Data fusion and modelling techniques are used to integrate observation data, contextual data and phenomenological models from different sources in order to obtain new environmental information where and when sensor measurements are not available. Observation sensors may include in-situ, airborne and space-borne types, while models may include deterministic and stochastic models.
In addition, data fusion numerical techniques provide a framework for integrating information uncertainties which are generated from sensor measurements and models with various inaccuracies.

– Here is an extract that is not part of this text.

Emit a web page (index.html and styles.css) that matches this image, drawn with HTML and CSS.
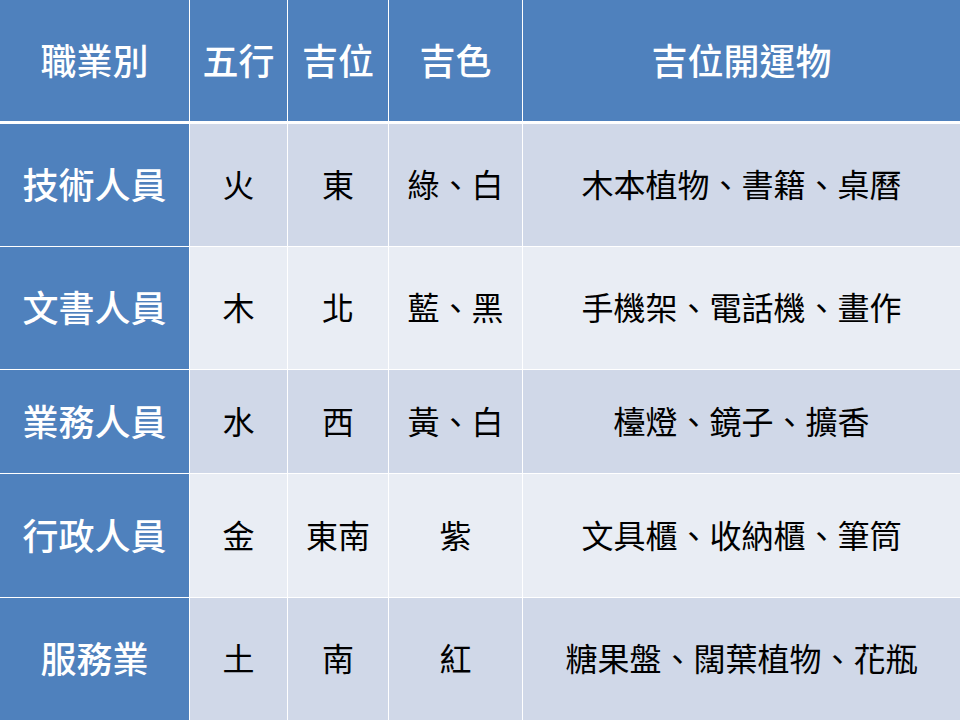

In SANY we have developed four distinct types of reusable fusion services:
The following video demonstrations of SANY fusion services are available:
Innovation and impact:
These services have been implemented for environmental decision-supportapplications by various project partners in context with the SensorSA. They were then validated under multiple risk domain applications. These included pilot applications specialising in the prediction of microbial risk of exceedance in bathing waters in the Gulf of Gdansk (Poland), atmospheric pollution risks and false alarms in the City of Linz (Austria) and underground risks of subsidence in the City of Toulon (France).
Causal fusion refers to the indirect prediction of a target variable using a selection of explanatory variables. A number of causal fusion methods have been developed for use within the SANY project, including multiple linear regressions and neural networks. In most cases, historical target and explanatory variables along with real-time explanatory variables from in-situ sensors held in OGC compliant SOSs or from spatial fusion processes are accessed via an OGC compliant WPS. The resultant predictions are supplied to an OGC compliant SOS, and/or viewed through a web-interface. Two types of casual fusion algorithms were used in SANY: multi-linear regressions and neural networks.
Linear regression is used to construct a prediction formula for the target variable, given values of explanatory variables, by minimizing the sum of squared errors of linear fitting. Before constructing the linear regression formula, each explanatory variable is tested in order to determine whether a linear relationship to the target variable exists. The target variable is then predicted as a linear combination of the explanatory variables.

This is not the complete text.